Do films that were started then abandoned count? Jeremiah Chechik started directing a movie called Arrive Alive which, fascinatingly, was co-written by Mitch Glazer and Michael O’Donoghue. As a huge fan of the latter, I’d love to see how it turned out. Unfortunately, after a week of filming, the comedy was falling flat, and Willem Dafoe chose to drop out because he wasn’t comfortable with the slapstick direction it was shifting to. So it got axed.
Speaking of Chechik (and we so rarely do), his big-screen Avengers adaptation was rightfully a catastrophe in 1998, but reportedly half an hour of whacked out of it with little rhyme or reason by the studio after disastrous test screenings and in its released form, the movie’s utterly incomprehensible. I’d so love to see a proper cut but I imagine there’s virtually no interest in it surfacing.
Some times a movie gets scrapped between production and distribution because of a scandal involving one of the filmmakers. An example of this is I Love You, Daddy. The film was written and directed by and stars Louis C.K. and the sex crimes allegation against him went public right before the movie’s scheduled release date. The studio decided to cancel the release.
It was eventually released on video, but not when I saw it.
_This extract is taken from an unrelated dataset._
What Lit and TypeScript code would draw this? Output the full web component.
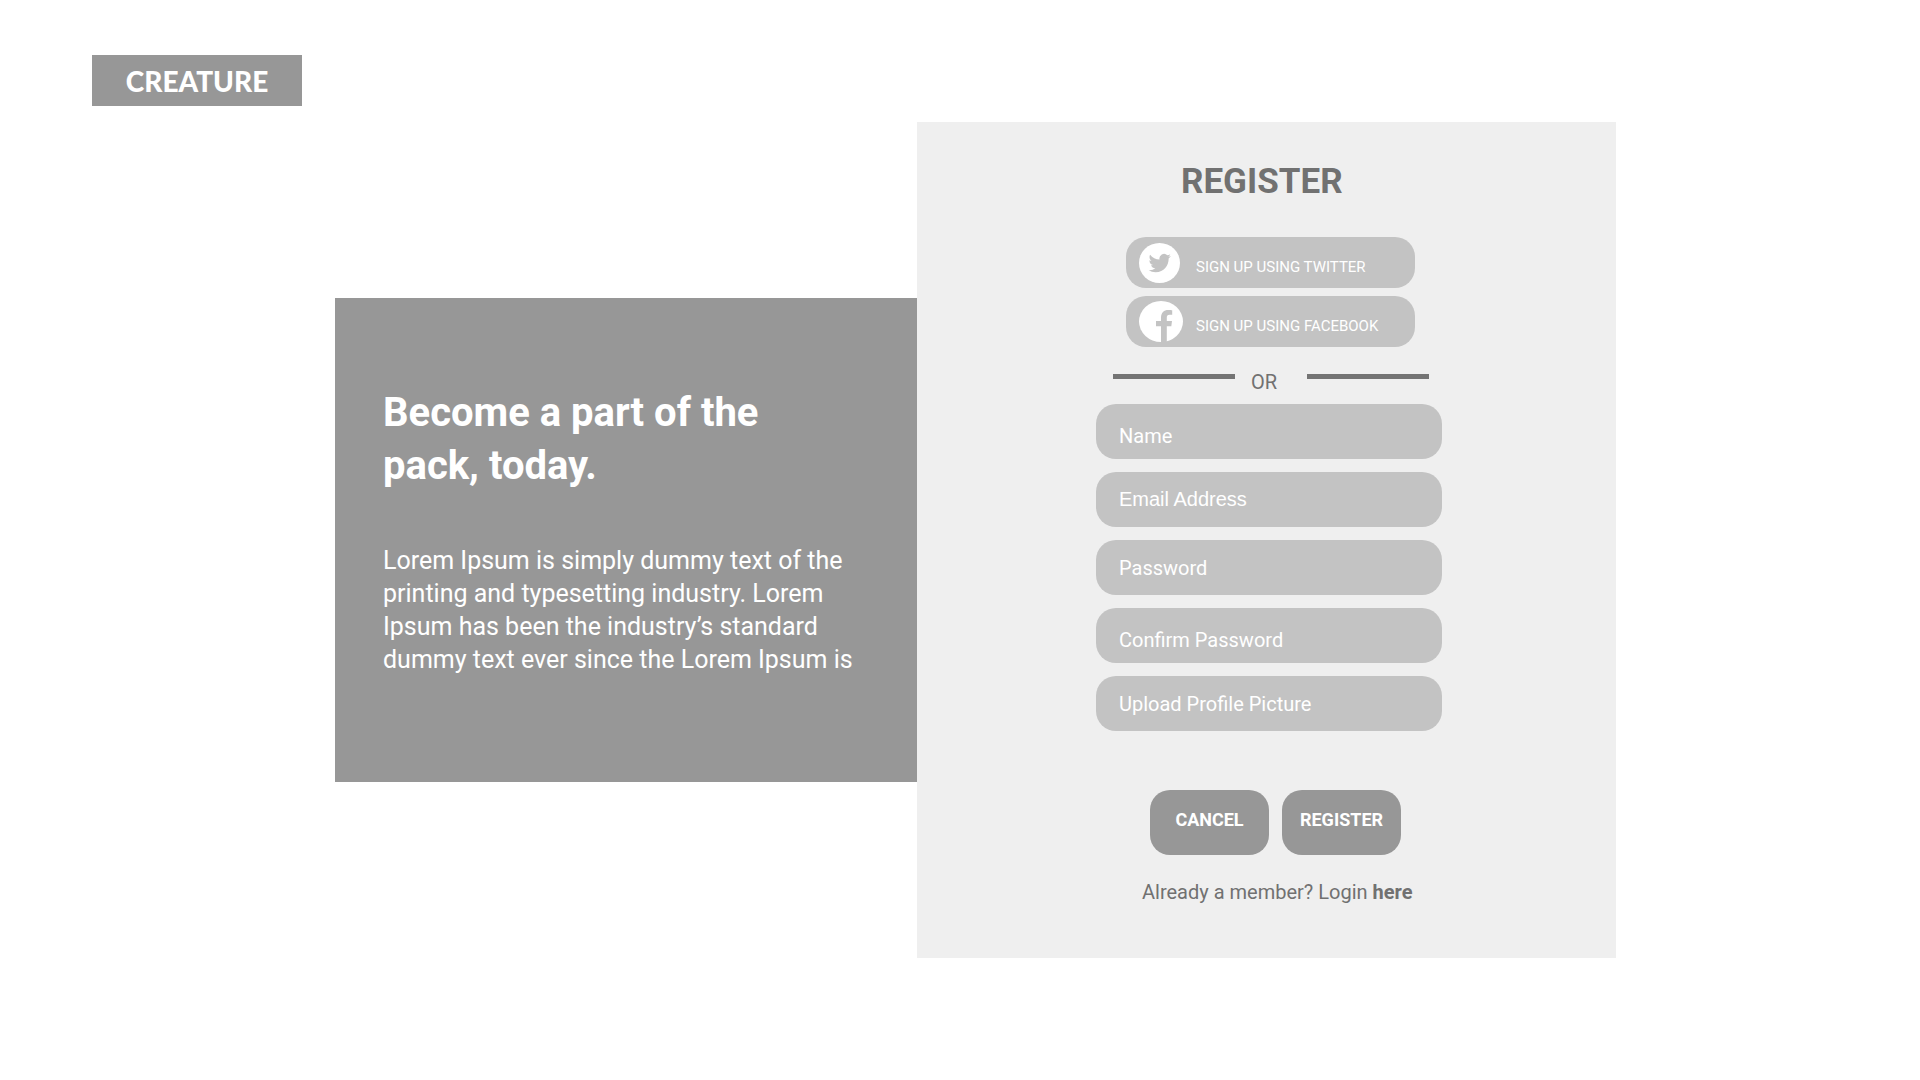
import { LitElement, html, css, svg } from "lit";
import { customElement, state } from "lit/decorators.js";

const twitterIcon = svg`
  <svg class="icon" width="41" height="40" viewBox="0 0 41 40" aria-hidden="true">
    <ellipse cx="20.5" cy="20" rx="20.5" ry="20" fill="#fff" />
    <path
      transform="translate(9.6 8.7) scale(.93 .95)"
      fill="#c3c3c3"
      d="M23.953 4.57a10 10 0 01-2.825.775 4.958 4.958 0 002.163-2.723c-.951.555-2.005.959-3.127 1.184a4.92 4.92 0 00-8.384 4.482C7.69 8.095 4.067 6.13 1.64 3.162a4.822 4.822 0 00-.666 2.475c0 1.71.87 3.213 2.188 4.096a4.904 4.904 0 01-2.228-.616v.06a4.923 4.923 0 003.946 4.827 4.996 4.996 0 01-2.212.085 4.936 4.936 0 004.604 3.417 9.867 9.867 0 01-6.102 2.105c-.39 0-.779-.023-1.17-.067a13.995 13.995 0 007.557 2.209c9.053 0 13.998-7.496 13.998-13.985 0-.21 0-.42-.015-.63A9.935 9.935 0 0024 4.59z"
    />
  </svg>`;

const facebookIcon = svg`
  <svg class="icon" width="44" height="41" viewBox="0 0 44 41" aria-hidden="true">
    <ellipse cx="22" cy="20.5" rx="22" ry="20.5" fill="#fff" />
    <path
      fill="#c3c3c3"
      d="M22 41V25.200H17V20H22V17C22 11.500 25 9 29.200 9C31 9 32.500 9.100 33.200 9.300V13.700H30.500C28.500 13.700 27.800 14.800 27.800 16.500V20H33L32.300 25.200H27.800V41Z"
    />
  </svg>`;

@customElement("app-root")
export class AppRoot extends LitElement {
  @state() private fileName = "Upload Profile Picture";

  static styles = css`
    :host {
      display: block;
      min-height: 100vh;
      background: #fff;
      font-family: Roboto, "Liberation Sans", sans-serif;
      font-size: 20px;
      line-height: 24px;
      color: #717171;
    }
    * {
      box-sizing: border-box;
    }
    h1,
    h2,
    p {
      margin: 0;
    }
    .header {
      display: flex;
      padding: 55px 92px 16px;
    }
    .logo {
      display: flex;
      align-items: center;
      justify-content: center;
      width: 210px;
      height: 51px;
      background: #979797;
      color: #fff;
      font-family: Lato, sans-serif;
      font-size: 28px;
      font-weight: 900;
      text-decoration: none;
    }
    .main {
      display: grid;
      grid-template-columns: 335fr 582fr 699fr 304fr;
      align-items: center;
    }
    .hero {
      grid-column: 2;
      display: flex;
      flex-direction: column;
      gap: 52px;
      padding: 88px 48px 106px;
      background: #979797;
      color: #fff;
    }
    .headline {
      font-size: 40px;
      line-height: 53px;
      font-weight: 700;
    }
    .lead {
      font-size: 25px;
      line-height: 33px;
    }
    .panel {
      grid-column: 3;
      display: flex;
      justify-content: center;
      padding: 39px 0 54px 5px;
      background: #efefef;
    }
    .form {
      display: flex;
      flex-direction: column;
      width: 346px;
    }
    .title {
      padding-left: 85px;
      margin-bottom: 34px;
      font-size: 35px;
      line-height: 42px;
      font-weight: 700;
    }
    .socials {
      display: flex;
      flex-direction: column;
      gap: 8px;
      padding: 0 27px 0 30px;
    }
    .social {
      display: grid;
      grid-template-columns: 57px 1fr;
      align-items: center;
      height: 51px;
      padding: 0 13px;
      border: 0;
      border-radius: 20px;
      background: #c3c3c3;
      color: #fff;
      font: inherit;
      font-size: 15px;
      line-height: 18px;
      text-align: left;
      cursor: pointer;
    }
    .social-text {
      padding-top: 8px;
    }
    .icon {
      display: block;
    }
    .divider {
      display: grid;
      grid-template-columns: 122px 1fr 122px;
      margin: 23px 13px 10px 17px;
    }
    .rule {
      height: 5px;
      margin-top: 4px;
      background: #747474;
    }
    .or {
      padding-left: 16px;
    }
    .fields {
      display: flex;
      flex-direction: column;
      gap: 13px;
    }
    .field {
      display: flex;
      align-items: center;
      width: 100%;
      height: 55px;
      padding: 0 23px;
      border: 0;
      border-radius: 20px;
      background: #c3c3c3;
      color: #fff;
      font: inherit;
    }
    .field.low {
      padding-top: 8px;
    }
    .field.plain {
      font-family: "Liberation Sans", sans-serif;
    }
    .field::placeholder {
      color: #fff;
      opacity: 1;
    }
    .upload {
      cursor: pointer;
    }
    .hidden {
      position: absolute;
      width: 1px;
      height: 1px;
      overflow: hidden;
      clip-path: inset(50%);
    }
    .actions {
      display: flex;
      gap: 13px;
      margin: 59px 0 25px;
      padding-left: 54px;
    }
    .action {
      width: 119px;
      height: 65px;
      padding: 0 0 6px;
      border: 0;
      border-radius: 20px;
      background: #979797;
      color: #fff;
      font: inherit;
      font-size: 18px;
      font-weight: 700;
      cursor: pointer;
    }
    .login {
      padding-left: 46px;
      white-space: nowrap;
    }
    .link {
      color: inherit;
      font-weight: 700;
      text-decoration: none;
    }
  `;

  private onFile(event: Event) {
    const file = (event.target as HTMLInputElement).files?.[0];
    if (file) this.fileName = file.name;
  }

  render() {
    return html`
      <header class="header">
        <a class="logo" href="#">CREATURE</a>
      </header>
      <main class="main">
        <section class="hero">
          <h1 class="headline">Become a part of the<br />pack, today.</h1>
          <p class="lead">
            Lorem Ipsum is simply dummy text of the printing and typesetting
            industry. Lorem Ipsum has been the industry’s standard dummy text
            ever since the Lorem Ipsum is
          </p>
        </section>
        <section class="panel">
          <form class="form" @submit=${(e: Event) => e.preventDefault()}>
            <h2 class="title">REGISTER</h2>
            <div class="socials">
              <button class="social" type="button">
                ${twitterIcon}<span class="social-text">SIGN UP USING TWITTER</span>
              </button>
              <button class="social" type="button">
                ${facebookIcon}<span class="social-text">SIGN UP USING FACEBOOK</span>
              </button>
            </div>
            <div class="divider">
              <span class="rule"></span>
              <span class="or">OR</span>
              <span class="rule"></span>
            </div>
            <div class="fields">
              <input class="field low" type="text" aria-label="Name" placeholder="Name" />
              <input class="field plain" type="email" aria-label="Email Address" placeholder="Email Address" />
              <input class="field" type="password" aria-label="Password" placeholder="Password" />
              <input class="field low" type="password" aria-label="Confirm Password" placeholder="Confirm Password" />
              <label class="field upload">
                ${this.fileName}
                <input class="hidden" type="file" accept="image/*" @change=${this.onFile} />
              </label>
            </div>
            <div class="actions">
              <button class="action" type="reset">CANCEL</button>
              <button class="action" type="submit">REGISTER</button>
            </div>
            <p class="login">Already a member? Login <a class="link" href="#">here</a></p>
          </form>
        </section>
      </main>
    `;
  }
}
And AFAIK it was never shown on TV (which is where it was supposed to go, only it was considered beyond the bounds of network taste.)
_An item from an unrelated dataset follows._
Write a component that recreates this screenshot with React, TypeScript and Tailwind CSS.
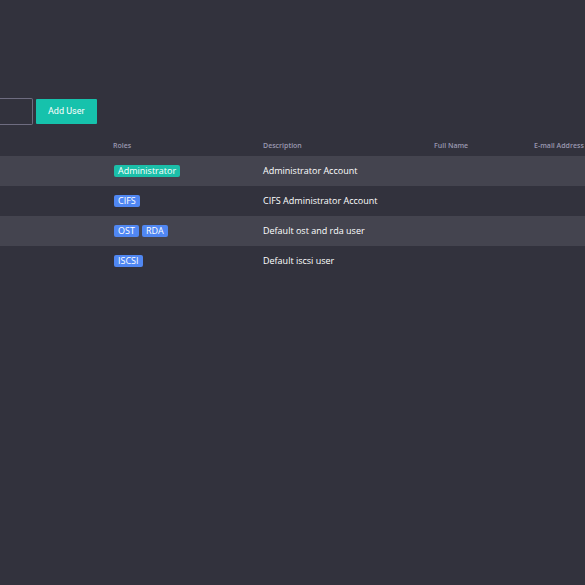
import clsx from "clsx";

type User = {
  roles: string[];
  description: string;
  fullName: string;
  email: string;
};

const users: User[] = [
  { roles: ["Administrator"], description: "Administrator Account", fullName: "", email: "" },
  { roles: ["CIFS"], description: "CIFS Administrator Account", fullName: "", email: "" },
  { roles: ["OST", "RDA"], description: "Default ost and rda user", fullName: "", email: "" },
  { roles: ["ISCSI"], description: "Default iscsi user", fullName: "", email: "" },
];

const RoleBadge = ({ role }: { role: string }) => (
  <span
    className={clsx(
      "rounded-xs px-1 text-[9px] leading-3 text-white",
      role === "Administrator" ? "bg-[#1bbfa9]" : "bg-[#5087f2]"
    )}
  >
    {role}
  </span>
);

const Toolbar = () => (
  <div className="flex h-[27px] items-center gap-[3px]">
    <input
      type="text"
      aria-label="Search users"
      className="h-[27px] w-[33px] rounded-r-xs border border-l-0 border-[#6e6c80] bg-transparent px-2 text-[9px] text-white outline-none"
    />
    <button
      type="button"
      className="h-[25px] rounded-[1px] bg-[#16c2ac] px-3 font-['Roboto',sans-serif] text-[9px] text-white hover:bg-[#14a995]"
    >
      Add User
    </button>
  </div>
);

const UsersTable = () => (
  <table className="w-full table-fixed border-collapse text-left">
    <colgroup>
      <col className="w-[113px]" />
      <col className="w-[150px]" />
      <col className="w-[171px]" />
      <col className="w-[100px]" />
      <col />
    </colgroup>
    <thead>
      <tr className="h-[21px] text-[7px] text-[#9a98b0]">
        <td />
        <th scope="col" className="p-0 pt-0.5 font-semibold">Roles</th>
        <th scope="col" className="p-0 pt-0.5 font-semibold">Description</th>
        <th scope="col" className="p-0 pt-0.5 font-semibold">Full Name</th>
        <th scope="col" className="p-0 pt-0.5 font-semibold whitespace-nowrap">E-mail Address</th>
      </tr>
    </thead>
    <tbody>
      {users.map((user) => (
        <tr key={user.description} className="h-[30px] text-[9px] text-white odd:bg-[#44444f]">
          <td />
          <td className="p-0">
            <div className="flex gap-[3px] pl-px">
              {user.roles.map((role) => (
                <RoleBadge key={role} role={role} />
              ))}
            </div>
          </td>
          <td className="p-0">{user.description}</td>
          <td className="p-0">{user.fullName}</td>
          <td className="p-0">{user.email}</td>
        </tr>
      ))}
    </tbody>
  </table>
);

export default function App() {
  return (
    <main className="min-h-screen overflow-x-hidden bg-[#32323d] pt-[98px] font-['Open_Sans',sans-serif]">
      <Toolbar />
      {/* Users list */}
      <div className="pt-2.5">
        <UsersTable />
      </div>
    </main>
  );
}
There was that Area 51 film that was made by the Paranormal Activity people which had a weird history.
Basically the premise was that a news filming crew is invited to Area 51 by the military to “prove” there’s no aliens, but of course something goes wrong during the tour and aliens break out, and all of this would be seen by the film crew cameras perspective. From what I understand the thing was filmed entirely in 2009 and you can find news reports with that premise hyping it for a theatrical release.
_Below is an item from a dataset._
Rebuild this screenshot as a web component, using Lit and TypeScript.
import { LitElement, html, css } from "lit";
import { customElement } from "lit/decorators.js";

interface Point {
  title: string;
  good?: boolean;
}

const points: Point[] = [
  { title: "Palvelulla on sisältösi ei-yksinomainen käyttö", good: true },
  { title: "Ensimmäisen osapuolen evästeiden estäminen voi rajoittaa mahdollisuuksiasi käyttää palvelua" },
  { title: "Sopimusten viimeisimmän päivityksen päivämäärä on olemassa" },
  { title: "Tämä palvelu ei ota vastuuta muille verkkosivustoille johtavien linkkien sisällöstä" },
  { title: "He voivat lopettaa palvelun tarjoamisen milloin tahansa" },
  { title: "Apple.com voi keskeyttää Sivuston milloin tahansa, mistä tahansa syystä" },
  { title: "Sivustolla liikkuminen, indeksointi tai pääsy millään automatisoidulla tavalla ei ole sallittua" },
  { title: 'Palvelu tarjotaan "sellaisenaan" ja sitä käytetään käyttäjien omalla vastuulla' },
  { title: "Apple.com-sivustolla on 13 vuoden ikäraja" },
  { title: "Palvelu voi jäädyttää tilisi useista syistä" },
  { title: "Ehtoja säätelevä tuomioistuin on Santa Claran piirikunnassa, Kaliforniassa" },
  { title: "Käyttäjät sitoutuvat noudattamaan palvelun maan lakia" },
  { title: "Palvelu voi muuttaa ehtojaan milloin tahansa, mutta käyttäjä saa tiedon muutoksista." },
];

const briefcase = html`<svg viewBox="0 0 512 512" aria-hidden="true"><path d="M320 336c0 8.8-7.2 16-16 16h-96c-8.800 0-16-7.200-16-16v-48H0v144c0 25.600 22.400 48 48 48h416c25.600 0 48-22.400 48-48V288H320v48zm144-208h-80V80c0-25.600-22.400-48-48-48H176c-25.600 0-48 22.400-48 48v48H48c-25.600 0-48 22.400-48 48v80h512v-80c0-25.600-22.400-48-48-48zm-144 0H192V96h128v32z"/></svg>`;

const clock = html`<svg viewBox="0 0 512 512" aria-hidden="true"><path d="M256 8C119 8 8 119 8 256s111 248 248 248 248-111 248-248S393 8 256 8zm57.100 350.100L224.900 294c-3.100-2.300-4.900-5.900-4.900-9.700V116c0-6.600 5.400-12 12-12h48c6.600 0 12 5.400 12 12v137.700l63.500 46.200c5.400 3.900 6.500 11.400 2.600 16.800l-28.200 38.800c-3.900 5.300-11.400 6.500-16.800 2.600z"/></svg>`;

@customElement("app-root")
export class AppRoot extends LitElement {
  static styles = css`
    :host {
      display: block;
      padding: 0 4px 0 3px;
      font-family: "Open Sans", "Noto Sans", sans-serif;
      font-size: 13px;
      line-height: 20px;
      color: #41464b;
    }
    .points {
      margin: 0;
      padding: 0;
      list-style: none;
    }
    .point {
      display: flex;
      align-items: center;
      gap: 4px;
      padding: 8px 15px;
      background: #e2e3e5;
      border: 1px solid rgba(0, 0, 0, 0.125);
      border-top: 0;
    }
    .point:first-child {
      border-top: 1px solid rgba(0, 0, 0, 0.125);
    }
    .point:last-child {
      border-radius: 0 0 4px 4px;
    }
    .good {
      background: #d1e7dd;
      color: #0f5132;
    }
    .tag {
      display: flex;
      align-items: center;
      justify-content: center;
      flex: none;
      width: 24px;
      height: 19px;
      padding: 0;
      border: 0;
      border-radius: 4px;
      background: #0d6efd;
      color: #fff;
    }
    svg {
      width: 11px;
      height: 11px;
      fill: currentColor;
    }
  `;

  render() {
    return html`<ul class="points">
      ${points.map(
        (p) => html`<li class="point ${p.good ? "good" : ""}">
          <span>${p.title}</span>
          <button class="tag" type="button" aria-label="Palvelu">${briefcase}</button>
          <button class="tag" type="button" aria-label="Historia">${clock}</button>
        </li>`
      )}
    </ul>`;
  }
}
Then there were some disastrous test screenings in 2010 and over the next 3 years there was extensive rewrites and reshoots. By the time it was 2015 for it’s straight to video release the films premise was radically different, now it was about a bunch of teenagers who break into Area 51 with their own cameras to reveal the truth. So basically there’s an entirely different Area 51 movie the studio shot and basically scrapped for their new one.
The real movie about fake real aliens actually uncovered real real aliens, so they had to make a new fake movie about real aliens but make you think they were fake.
So what happened? Were the unreleased Fatty Arbuckle films later released, or did they simply disappear forever? Is there any way to track down where they are today?
Thanks, RealityChuck. I can see why they were shelved, but you’d think someone would have squirreled them away somewhere safe if only for archival reasons. They spent the money to make them ao why throw that all away when you don’t know if they might be valuable some day?
Even if they weren’t thrown away deliberately, films (especially ones from that era) are vulnerable to deterioration or accidental destruction. A film that wasn’t widely released, and thus had few copies made, could easily be lost completely.
Following his third trial, Roscoe was unanimously acquitted by a jury, but apparently, his reputation never recovered from the scandal, so there was no reason to keep those unreleased films around since they were never going to be shown in the US, and therefore copies wouldn’t have been made. Case closed.
I remember when I was a student at the University of Kansas back in the 80’s, Jack Nicholson and Timothy Hutton were in town for a few weeks filming a movie version of the novel “The Last Cattle Drive”. I don’t believe it was ever released, not sure if they ever even completed shooting.
I know there are films that were started but never completed. Sometimes a lead actor dies during shooting and the producers decide to scrap the film for that reason. I’m more interested in films that were shot and edited, but when tested scored so poorly that they decided to scrap the film rather than reshoot it or fix it in post.